This essay is the analysis on the genealogy of the discourse of ‘the people’ in the studies of the oral literature of North Korea. Since Korean War(1950-1953), the researchers of North Korean literature had concentrated on framing and making tradition, genealogy, and identity of North Korean literature, affected by the government, the Korean Workers’ Party and the Council of People’s Commissars. So they recalled the terms of “In-min-chang-jak”(meaning of a creation by the people) and the concept of “by the people and for the people”. The people means political subjects conditioned by historical situations of North Korean society from the late 1950s to the early the 1960s.
Go-Jeong-Ok was the researcher of leading studies and projects of the Korean Academy of Social Science in North Korea, from the late 1950s to the early the 1960s. He majored in Korean oral literature, especially folksongs. He had studied about Joseon-literature in the class of Kyeogseoung(Keijo) Imperial University(京城帝國大學) in 1930s. When he graduated from university in 1939, he wrote the thesis about Joseon-folksongs. After the Japanese colonial period had finished, he re-wrote his graduation thesis and then published the book of the study on Joseon-folksongs(『朝鮮民謠硏究』) in 1949. Then he went to North Korea, and had written the book of the study on oral literature of Joseon(『朝鮮口傳文學硏究』) in 1962. He had studied and had written about the oralities and the characters of the people in Korean folksongs. And he had influenced on the studies of oral literature in North Korea.
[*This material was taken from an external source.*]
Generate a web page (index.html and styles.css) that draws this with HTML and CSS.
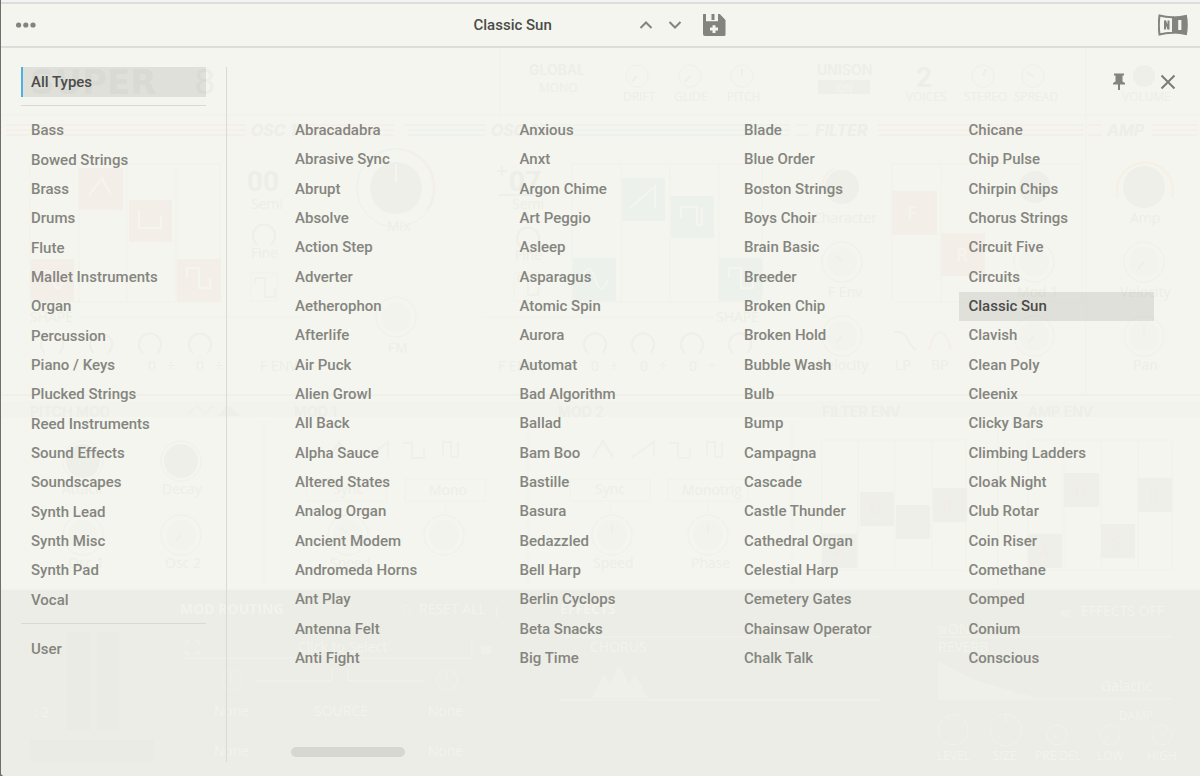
FILE: index.html
```html
<!DOCTYPE html>
<html lang="en">
<head>
<meta charset="utf-8">
<meta name="viewport" content="width=device-width, initial-scale=1">
<title>Classic Sun</title>
<link rel="stylesheet" href="styles.css">
</head>
<body>
<div class="window">
  <svg class="backdrop" width="1200" height="776" viewBox="0 0 1200 776" aria-hidden="true">
    <defs>
      <g id="knob"><circle r="20" class="outline"/><circle r="15" class="cap"/></g>
      <g id="dial"><circle r="11" class="outline"/></g>
      <path id="arc" d="M-7 9a11 11 0 1 1 14 0" class="arc"/>
      <path id="square" d="M-10 -4v-6h10v19h10v-8" class="wave"/>
    </defs>
    <rect y="590" width="1200" height="186" class="lower"/>
    <path d="M2 115h1198M500 47v68M1086 47v348" class="hair"/>
    <g class="title"><text x="30" y="94">SUPER</text><text x="194" y="94" class="thin">8</text></g>
    <g class="pink-line"><path d="M6 125h240M6 130h240M6 135h240M302 125h92M302 130h92M302 135h92M795 125h14M795 135h14M878 125h206M878 130h206M878 135h206M1088 125h14M1088 135h14M1152 125h46M1152 130h46M1152 135h46"/></g>
    <g class="blue-line"><path d="M404 125h82M408 130h78M408 135h78M540 125h250M540 130h250M540 135h250"/></g>
    <g class="heading slant"><text x="251" y="136">OSC 1</text><text x="491" y="136">OSC 2</text><text x="815" y="136">FILTER</text><text x="1107" y="136">AMP</text></g>
    <g class="label"><text x="529" y="75">GLOBAL</text><text x="817" y="75">UNISON</text></g>
    <g class="small"><text x="539" y="92">MONO</text><text x="623" y="101">DRIFT</text><text x="674" y="101">GLIDE</text><text x="727" y="101">PITCH</text><text x="906" y="101">VOICES</text><text x="964" y="101">STEREO</text><text x="1014" y="101">SPREAD</text><text x="1122" y="101">VOLUME</text></g>
    <rect x="818" y="80" width="52" height="14" class="fill"/><text x="836" y="92" class="cut">ON</text>
    <text x="916" y="87" class="number">2</text>
    <use href="#dial" x="637" y="76"/><use href="#dial" x="690" y="76"/><use href="#dial" x="742" y="76"/><use href="#dial" x="983" y="76"/><use href="#dial" x="1033" y="76"/>
    <path d="M637 76l-5 6M690 76l-5 6M742 76v-7M983 76l3-7M1033 76l-6-3" class="arc"/>
    <circle cx="1144" cy="76" r="11" class="fill"/>
    <path d="M30 164h190v138H30zM79 164v138M127 164v138M176 164v138M572 164h190v138H572zM621 164v138M670 164v138M719 164v138M892 164h190v138H892zM941 164v138" class="hair"/>
    <g class="pink"><rect x="79" y="168" width="44" height="42"/><rect x="129" y="200" width="43" height="42"/><rect x="31" y="259" width="43" height="43"/><rect x="177" y="259" width="44" height="43"/><rect x="892" y="191" width="45" height="44"/><rect x="941" y="233" width="44" height="43"/></g>
    <g class="blue"><rect x="622" y="178" width="43" height="43"/><rect x="671" y="196" width="43" height="42"/><rect x="573" y="258" width="43" height="43"/><rect x="719" y="258" width="43" height="43"/></g>
    <g class="cut-line"><path d="M89 195l13-17 9 17M139 210v18h22v-12M187 278v-10h12v20h11v-10M40 279q6-18 12 0t12 0M630 208l25-22v22M681 218v-11h16v18h5v-18M582 279q7-20 13 0t13 0M729 278v-10h12v20h12v-10"/></g>
    <text x="907" y="220" class="cut-big">F</text><text x="956" y="262" class="cut-big">R</text>
    <g class="number"><text x="247" y="191">00</text><text x="509" y="191">07</text></g>
    <path d="M497 171h10M502 166v10M498 195h40" class="arc"/>
    <g class="caption"><text x="251" y="209">Semi</text><text x="251" y="258">Fine</text><text x="512" y="209">Semi</text><text x="515" y="260">Fine</text><text x="387" y="231">Mix</text><text x="388" y="353">FM</text><text x="813" y="223">Character</text><text x="828" y="297">F Env</text><text x="818" y="370">Velocity</text><text x="1130" y="223">Amp</text><text x="1120" y="297">Velocity</text><text x="1133" y="370">Pan</text><text x="1017" y="297">Mod 1</text><text x="895" y="370">LP</text><text x="931" y="370">BP</text><text x="62" y="494">Attack</text><text x="162" y="494">Decay</text><text x="68" y="568">Osc 1</text><text x="165" y="568">Osc 2</text><text x="333" y="494">Sync</text><text x="429" y="495">Mono</text><text x="595" y="494">Sync</text><text x="682" y="495">Monotrig</text><text x="330" y="568">Speed</text><text x="593" y="568">Speed</text><text x="691" y="568">Phase</text><text x="30" y="322">SHAPE</text><text x="716" y="322">SHAPE</text><text x="260" y="371">F ENV</text><text x="498" y="371">F ENV</text><text x="148" y="371">0 &#160; ÷</text><text x="196" y="371">0 &#160; ÷</text><text x="591" y="371">0 &#160; ÷</text><text x="640" y="371">0 &#160; ÷</text><text x="689" y="371">0 &#160; ÷</text></g>
    <circle cx="396" cy="188" r="39" class="outline"/><circle cx="396" cy="188" r="26" class="fill"/><path d="M396 164v18" class="cut-line"/>
    <path d="M364 165a39 39 0 0 1 32-16" class="blue-line"/><path d="M400 149a39 39 0 0 1 26 62" class="pink-line"/>
    <circle cx="1144" cy="187" r="21" class="fill"/><path d="M1118 198a28 28 0 1 1 54 0" class="yellow-line"/>
    <circle cx="842" cy="187" r="17" class="fill"/><path d="M822 187a20 20 0 0 1 12-18" class="pink-line"/><circle cx="1035" cy="187" r="16" class="fill"/>
    <use href="#knob" x="396" y="317"/><use href="#knob" x="842" y="262"/><use href="#knob" x="842" y="336"/><use href="#knob" x="1034" y="262"/><use href="#knob" x="1034" y="336"/><use href="#knob" x="1144" y="262"/><use href="#knob" x="1144" y="336"/>
    <path d="M842 336l-6 7M1034 336l-6 7M1144 262l-6 7M1144 334v-8M842 262l-6-6" class="arc"/>
    <use href="#arc" x="264" y="235"/><use href="#arc" x="528" y="238"/><use href="#arc" x="52" y="344"/><use href="#arc" x="101" y="344"/><use href="#arc" x="150" y="344"/><use href="#arc" x="200" y="344"/><use href="#arc" x="595" y="344"/><use href="#arc" x="643" y="344"/><use href="#arc" x="692" y="344"/><use href="#arc" x="740" y="344"/>
    <path d="M251 273h26v28h-26zM514 273h26v28h-26z" class="hair"/><use href="#square" x="265" y="288"/><use href="#square" x="528" y="286"/>
    <path d="M80 317h228M484 317h230" class="hair"/>
    <path d="M894 332c16-2 12 12 22 18" class="arc"/><path d="M929 350c6-24 16-24 22 0" class="pink-line"/>
    <path d="M2 395h1198" class="rule"/><rect x="2" y="401" width="1198" height="16" class="faint"/>
    <g class="label"><text x="30" y="417">PITCH MOD</text><text x="294" y="417">MOD 1</text><text x="558" y="417">MOD 2</text><text x="822" y="417">FILTER ENV</text><text x="1028" y="417">AMP ENV</text></g>
    <path d="M187 415l10-9 8 8 8-9" class="wave"/><path d="M214 416c8 0 9-10 14-10s7 10 16 10z" class="fill"/>
    <path d="M264 421v164M528 421v164M792 421v164M998 421v164M822 440h144v130H822zM858 440v130M895 440v130M932 440v130M1028 440h144v130h-144zM1064 440v130M1101 440v130M1138 440v130" class="hair"/>
    <use href="#knob" x="83" y="461"/><use href="#knob" x="181" y="461"/><circle cx="83" cy="461" r="17" class="fill"/><circle cx="181" cy="461" r="17" class="fill"/>
    <use href="#knob" x="83" y="535"/><use href="#knob" x="181" y="535"/><use href="#knob" x="348" y="535"/><use href="#knob" x="444" y="535"/><use href="#knob" x="612" y="535"/><use href="#knob" x="708" y="535"/>
    <path d="M181 535l-5 6M348 533l-8-5M612 533v-9M708 533v-9M593 457l10-16 10 16M330 457l9-15 9 15" class="arc"/>
    <path d="M632 457l22-15v15M368 457l20-15v15M443 457v-15h8v15h7v-15M707 457v-15h8v15h7v-15M403 443h9v15h12v-9M669 443h9v15h12v-9" class="wave"/>
    <path d="M307 479h80v22h-80zM405 479h80v22h-80zM570 479h80v22h-80zM668 479h80v22h-80zM348 501v13M445 501v13M611 501v13M708 501v13" class="hair"/>
    <g class="fill"><rect x="822" y="534" width="35" height="34"/><rect x="860" y="492" width="34" height="34"/><rect x="896" y="505" width="34" height="34"/><rect x="933" y="488" width="34" height="34"/><rect x="1028" y="534" width="34" height="34"/><rect x="1064" y="473" width="35" height="34"/><rect x="1101" y="524" width="34" height="34"/><rect x="1138" y="478" width="34" height="34"/></g>
    <g class="stage"><text x="833" y="557">A</text><text x="870" y="515">D</text><text x="907" y="529">S</text><text x="943" y="512">R</text><text x="1039" y="557">A</text><text x="1075" y="497">D</text><text x="1112" y="548">S</text><text x="1149" y="502">R</text></g>
    <g class="light-text"><text x="180" y="614" class="bold">MOD ROUTING</text><text x="419" y="614">RESET ALL</text><text x="560" y="614" class="bold">EFFECTS</text><text x="1081" y="616">EFFECTS OFF</text><text x="948" y="634">ON</text><text x="938" y="652">REVERB</text><text x="590" y="652">CHORUS</text><text x="298" y="652">Click to Select</text><text x="214" y="716">None</text><text x="314" y="716">SOURCE</text><text x="428" y="716">None</text><text x="214" y="756">None</text><text x="428" y="756">None</text><text x="34" y="717">: 2</text><text x="1101" y="691">Galactic</text></g>
    <g class="light-small"><text x="937" y="760">LEVEL</text><text x="993" y="760">SIZE</text><text x="1035" y="760">PRE DEL</text><text x="1097" y="760">LOW</text><text x="1147" y="760">HIGH</text><text x="1119" y="720">DAMP</text></g>
    <g class="light-line"><path d="M560 637h320M938 637h234M560 700h320M938 699h234M186 658h286v-18M256 681h76v-12M424 681h-76v-12M186 645v-4h4M195 641h4v4M199 650v4h-4M190 654h-4v-4M408 613a4 4 0 1 0-3 0M497 606v12M231 672v9M447 672v8M951 723l-4-8M1006 723v-9M1057 735l-6 6M1110 735l-6 6M1162 735l6-6"/><circle cx="232" cy="680" r="10"/><circle cx="447" cy="680" r="10"/><circle cx="953" cy="730" r="15"/><circle cx="1006" cy="730" r="16"/><circle cx="1057" cy="735" r="10"/><circle cx="1110" cy="735" r="10"/><circle cx="1162" cy="735" r="10"/></g>
    <g class="light-fill"><path d="M938 661l36 19 66 19H938zM592 698l12-24 6 10 9-19 10 20 6-10 13 23z"/><rect x="1061" y="610" width="9" height="7"/><rect x="938" y="626" width="8" height="8"/><rect x="481" y="646" width="10" height="8"/><rect x="70" y="678" width="16" height="4"/></g>
    <path d="M67 632h24v98H67zM98 632h20v98H98zM30 740h124v22H30z" class="shade"/><path d="M528 592v184" class="shade-line"/>
  </svg>

  <header class="toolbar">
    <div class="toolbar-side">
      <button class="icon-button" type="button" aria-label="Menu"><svg width="20" height="8" viewBox="0 0 20 8"><circle cx="2.6" cy="4" r="2.6"/><circle cx="9.8" cy="4" r="2.6"/><circle cx="17" cy="4" r="2.6"/></svg></button>
    </div>
    <div class="preset-bar">
      <button class="preset-name" type="button">Classic Sun</button>
      <button class="icon-button" type="button" aria-label="Previous preset"><svg width="14" height="10" viewBox="0 0 14 10"><path d="M1.500 8L7 2.500 12.500 8" class="chevron"/></svg></button>
      <button class="icon-button" type="button" aria-label="Next preset"><svg width="14" height="10" viewBox="0 0 14 10"><path d="M1.500 2L7 7.500 12.500 2" class="chevron"/></svg></button>
      <button class="icon-button save" type="button" aria-label="Save preset"><svg width="24" height="24" viewBox="0 0 24 24"><path fill-rule="evenodd" d="M1.500 1H4v7.200h12V1h1.800L23.500 7v14.500Q23.500 23 22 23H3Q1 23 1 21V1.500zM10.500 12.200v2.300H8v3h2.500V20h3v-2.500H16v-3h-2.500v-2.300z"/><path d="M9.500 1h3v6h-3z"/></svg></button>
    </div>
    <div class="toolbar-side toolbar-end">
      <button class="icon-button" type="button" aria-label="NI"><svg width="30" height="22" viewBox="0 0 30 22"><path d="M1.500 1.500Q8 3.300 15 3.200v15.600Q8 18.700 1.500 20.500Q.2 11 1.500 1.500z" class="logo-page"/><path d="M15 2.500Q22 2.500 28.800.8Q30.800 11 28.800 21.200Q22 19.500 15 19.500z"/><path d="M7 15.500V6.500L10.500 15.500V6.500" class="logo-n"/><path d="M20.200 6h3.200v10h-3.200z" class="logo-i"/></svg></button>
    </div>
  </header>

  <main class="browser">
    <nav class="types" aria-label="Types">
      <button class="item all" type="button" aria-pressed="true">All Types</button>
      <hr class="separator">
      <ul class="list type-list">
        <li><button class="item" type="button">Bass</button></li>
        <li><button class="item" type="button">Bowed Strings</button></li>
        <li><button class="item" type="button">Brass</button></li>
        <li><button class="item" type="button">Drums</button></li>
        <li><button class="item" type="button">Flute</button></li>
        <li><button class="item" type="button">Mallet Instruments</button></li>
        <li><button class="item" type="button">Organ</button></li>
        <li><button class="item" type="button">Percussion</button></li>
        <li><button class="item" type="button">Piano / Keys</button></li>
        <li><button class="item" type="button">Plucked Strings</button></li>
        <li><button class="item" type="button">Reed Instruments</button></li>
        <li><button class="item" type="button">Sound Effects</button></li>
        <li><button class="item" type="button">Soundscapes</button></li>
        <li><button class="item" type="button">Synth Lead</button></li>
        <li><button class="item" type="button">Synth Misc</button></li>
        <li><button class="item" type="button">Synth Pad</button></li>
        <li><button class="item" type="button">Vocal</button></li>
      </ul>
      <hr class="separator">
      <button class="item" type="button">User</button>
    </nav>

    <section class="presets" aria-label="Presets">
      <div class="actions">
        <button class="icon-button" type="button" aria-label="Pin browser"><svg width="14" height="18" viewBox="0 0 14 18"><path d="M2 .5h10v2h-1.500v6L13 10v1.500H8V17H6v-5.500H1V10l2.500-1.500v-6H2z"/></svg></button>
        <button class="icon-button" type="button" aria-label="Close browser"><svg width="16" height="16" viewBox="0 0 16 16"><path d="M1.500 1.500l13 13M14.500 1.500l-13 13" class="cross"/></svg></button>
      </div>
      <div class="columns">
        <ul class="list">
          <li><button class="item" type="button">Abracadabra</button></li>
          <li><button class="item" type="button">Abrasive Sync</button></li>
          <li><button class="item" type="button">Abrupt</button></li>
          <li><button class="item" type="button">Absolve</button></li>
          <li><button class="item" type="button">Action Step</button></li>
          <li><button class="item" type="button">Adverter</button></li>
          <li><button class="item" type="button">Aetherophon</button></li>
          <li><button class="item" type="button">Afterlife</button></li>
          <li><button class="item" type="button">Air Puck</button></li>
          <li><button class="item" type="button">Alien Growl</button></li>
          <li><button class="item" type="button">All Back</button></li>
          <li><button class="item" type="button">Alpha Sauce</button></li>
          <li><button class="item" type="button">Altered States</button></li>
          <li><button class="item" type="button">Analog Organ</button></li>
          <li><button class="item" type="button">Ancient Modem</button></li>
          <li><button class="item" type="button">Andromeda Horns</button></li>
          <li><button class="item" type="button">Ant Play</button></li>
          <li><button class="item" type="button">Antenna Felt</button></li>
          <li><button class="item" type="button">Anti Fight</button></li>
        </ul>
        <ul class="list">
          <li><button class="item" type="button">Anxious</button></li>
          <li><button class="item" type="button">Anxt</button></li>
          <li><button class="item" type="button">Argon Chime</button></li>
          <li><button class="item" type="button">Art Peggio</button></li>
          <li><button class="item" type="button">Asleep</button></li>
          <li><button class="item" type="button">Asparagus</button></li>
          <li><button class="item" type="button">Atomic Spin</button></li>
          <li><button class="item" type="button">Aurora</button></li>
          <li><button class="item" type="button">Automat</button></li>
          <li><button class="item" type="button">Bad Algorithm</button></li>
          <li><button class="item" type="button">Ballad</button></li>
          <li><button class="item" type="button">Bam Boo</button></li>
          <li><button class="item" type="button">Bastille</button></li>
          <li><button class="item" type="button">Basura</button></li>
          <li><button class="item" type="button">Bedazzled</button></li>
          <li><button class="item" type="button">Bell Harp</button></li>
          <li><button class="item" type="button">Berlin Cyclops</button></li>
          <li><button class="item" type="button">Beta Snacks</button></li>
          <li><button class="item" type="button">Big Time</button></li>
        </ul>
        <ul class="list">
          <li><button class="item" type="button">Blade</button></li>
          <li><button class="item" type="button">Blue Order</button></li>
          <li><button class="item" type="button">Boston Strings</button></li>
          <li><button class="item" type="button">Boys Choir</button></li>
          <li><button class="item" type="button">Brain Basic</button></li>
          <li><button class="item" type="button">Breeder</button></li>
          <li><button class="item" type="button">Broken Chip</button></li>
          <li><button class="item" type="button">Broken Hold</button></li>
          <li><button class="item" type="button">Bubble Wash</button></li>
          <li><button class="item" type="button">Bulb</button></li>
          <li><button class="item" type="button">Bump</button></li>
          <li><button class="item" type="button">Campagna</button></li>
          <li><button class="item" type="button">Cascade</button></li>
          <li><button class="item" type="button">Castle Thunder</button></li>
          <li><button class="item" type="button">Cathedral Organ</button></li>
          <li><button class="item" type="button">Celestial Harp</button></li>
          <li><button class="item" type="button">Cemetery Gates</button></li>
          <li><button class="item" type="button">Chainsaw Operator</button></li>
          <li><button class="item" type="button">Chalk Talk</button></li>
        </ul>
        <ul class="list">
          <li><button class="item" type="button">Chicane</button></li>
          <li><button class="item" type="button">Chip Pulse</button></li>
          <li><button class="item" type="button">Chirpin Chips</button></li>
          <li><button class="item" type="button">Chorus Strings</button></li>
          <li><button class="item" type="button">Circuit Five</button></li>
          <li><button class="item" type="button">Circuits</button></li>
          <li><button class="item" type="button" aria-pressed="true">Classic Sun</button></li>
          <li><button class="item" type="button">Clavish</button></li>
          <li><button class="item" type="button">Clean Poly</button></li>
          <li><button class="item" type="button">Cleenix</button></li>
          <li><button class="item" type="button">Clicky Bars</button></li>
          <li><button class="item" type="button">Climbing Ladders</button></li>
          <li><button class="item" type="button">Cloak Night</button></li>
          <li><button class="item" type="button">Club Rotar</button></li>
          <li><button class="item" type="button">Coin Riser</button></li>
          <li><button class="item" type="button">Comethane</button></li>
          <li><button class="item" type="button">Comped</button></li>
          <li><button class="item" type="button">Conium</button></li>
          <li><button class="item" type="button">Conscious</button></li>
        </ul>
      </div>
      <div class="scroll-track"><div class="scroll-thumb"></div></div>
    </section>
  </main>
</div>
</body>
</html>
```

FILE: styles.css
```css
* { box-sizing: border-box; }

body {
  margin: 0;
  background: #6e6e6c;
  color: #858580;
  font-family: Roboto, "Liberation Sans", sans-serif;
  font-size: 15px;
  font-weight: 500;
}

button {
  margin: 0;
  padding: 0;
  border: 0;
  background: none;
  color: inherit;
  font: inherit;
  cursor: pointer;
}

.window {
  position: relative;
  display: flex;
  flex-direction: column;
  min-height: 100vh;
  margin-left: 1px;
  overflow: hidden;
  background: linear-gradient(#f4f5ee 588px, #ecede6 592px);
  border-bottom-left-radius: 4px;
}

/* Dimmed instrument panel behind the browser */
.backdrop {
  position: absolute;
  top: 0;
  left: -1px;
  font-family: "Open Sans", sans-serif;
  font-size: 14px;
  font-weight: 400;
}
.backdrop text { fill: #edeee7; }
.lower { fill: #ecede6; }
.hair { fill: none; stroke: #f1f2eb; }
.rule { stroke: #eaebe4; }
.faint { fill: #f2f3ec; }
.outline { fill: none; stroke: #eff0e9; }
.cap { fill: #f2f3ec; }
.fill { fill: #eeefe8; }
.arc { fill: none; stroke: #eeefe8; stroke-width: 2; }
.wave { fill: none; stroke: #eff0e9; stroke-width: 2; }
.shade { fill: #eaebe4; }
.shade-line { stroke: #eeefe8; }
.pink { fill: #f4eee8; }
.blue { fill: #ecf1ec; }
.pink-line { fill: none; stroke: #f4efe8; stroke-width: 2; }
.blue-line { fill: none; stroke: #eef2ed; stroke-width: 2; }
.yellow-line { fill: none; stroke: #f5f0e3; stroke-width: 2; }
.cut-line { fill: none; stroke: #f5f5ef; stroke-width: 2; }
.title { font: 700 34px "DejaVu Sans", sans-serif; }
.title .thin { font-weight: 400; }
.heading { font: 700 16px Inter, sans-serif; }
.slant { font-style: italic; }
.label { font: 600 14px Inter, sans-serif; }
.small { font-size: 12px; }
.number { font: 700 28px Roboto, sans-serif; }
.backdrop .cut { fill: #f4f5ee; font-size: 11px; }
.backdrop .cut-big { fill: #f4f4ee; font-size: 19px; font-weight: 600; }
.backdrop .stage text { fill: #f2ece5; font-size: 16px; }
.backdrop .light-text text { fill: #f2f3ed; font-size: 14px; }
.backdrop .light-text .bold { font-weight: 700; }
.backdrop .light-small text { fill: #f2f3ed; font-size: 12px; }
.light-line { fill: none; stroke: #f1f2ec; stroke-width: 1; }
.light-fill { fill: #f0f0ea; }

/* Toolbar */
.toolbar {
  position: relative;
  display: flex;
  align-items: center;
  height: 48px;
  padding: 1px 12px 0 15px;
  background: #f4f5ee;
  border-top: 2px solid #f3f3f3;
  border-bottom: 2px solid #dddeda;
  box-shadow: inset 0 2px #dddeda;
}
.toolbar-side {
  display: flex;
  flex: 1;
}
.toolbar-end { justify-content: flex-end; }
.preset-bar {
  display: flex;
  align-items: center;
  gap: 15px;
  margin-right: 5px;
}
.preset-name {
  width: 150px;
  color: #4b4b49;
  text-align: left;
}
.save { margin-left: 5px; }
.icon-button { display: flex; }
.icon-button svg { fill: #84847f; }
.icon-button .chevron {
  fill: none;
  stroke: #84847f;
  stroke-width: 2;
}
.icon-button .logo-page {
  fill: none;
  stroke: #84847f;
  stroke-width: 2;
}
.icon-button .logo-n {
  fill: none;
  stroke: #84847f;
  stroke-width: 2;
}
.icon-button .logo-i { fill: #f4f5ee; }
.icon-button .cross {
  fill: none;
  stroke: #7c7c77;
  stroke-width: 2;
}

/* Preset browser */
.browser {
  position: relative;
  display: flex;
  flex: 1;
  padding: 19px 46px 14px 20px;
}
.types {
  flex: none;
  width: 206px;
  padding-right: 20px;
  border-right: 1px solid #d9dad5;
}
.list {
  display: grid;
  grid-auto-rows: 1fr;
  margin: 0;
  padding: 0;
  list-style: none;
}
.type-list { height: 499px; }
.item {
  display: block;
  width: 100%;
  height: 100%;
  padding: 0 10px;
  line-height: 29px;
  text-align: left;
  white-space: nowrap;
}
.types > .item { height: 30px; }
.item[aria-pressed="true"] {
  background: rgba(20, 20, 20, 0.09);
  color: #4b4b49;
}
.item.all {
  padding-left: 8px;
  border-left: 2px solid #4eb0e0;
}
.separator {
  height: 1px;
  margin: 8px 0 10px;
  border: 0;
  background: #d9dad5;
}
.presets {
  display: flex;
  flex: 1;
  flex-direction: column;
  min-width: 0;
  padding-left: 58px;
}
.actions {
  display: flex;
  align-items: center;
  justify-content: flex-end;
  gap: 34px;
  height: 30px;
  margin-right: -22px;
}
.columns {
  display: grid;
  grid-template-columns: repeat(4, 1fr);
  gap: 29px;
  height: 557px;
  margin-top: 19px;
}
.scroll-track {
  margin-top: auto;
  padding: 0 6px 5px;
}
.scroll-thumb {
  width: 114px;
  height: 10px;
  border-radius: 5px;
  background: #d7d7d1;
}
```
At that times the researchers of oral literature of North Korea were influenced by the scholars of folklore of Soviet and China, especially by В.И.Чичеров, as a soviet folklorist. And the researchers of the Korean Academy of Social Science in North Korea investigated and studied materials of oral literature-oral narratives, folksongs, folk dramas, proverbs and riddles- in terms of what was things created by the people and for the people in those days. And they published the journals of “In-min-chang-jak”(meaning of a creation by the people), which was the organ papers of the Korean Academy of Social Science in North Korea.
Since then, ‘oral literature’ and ‘In-min-chang-jak’ have been competing concepts each other. The researchers of oral literature in North Korea had to examine the relation between orality and literacy, folklore and literature, orality and the people, in more detail. In 1990s Jang-Kwon-Pyo used the term of ‘oral literature’ instead of ‘In-min-chang-jak’. But the term of ‘oral literature’ has predicated the idea of a creation by the people and for the people.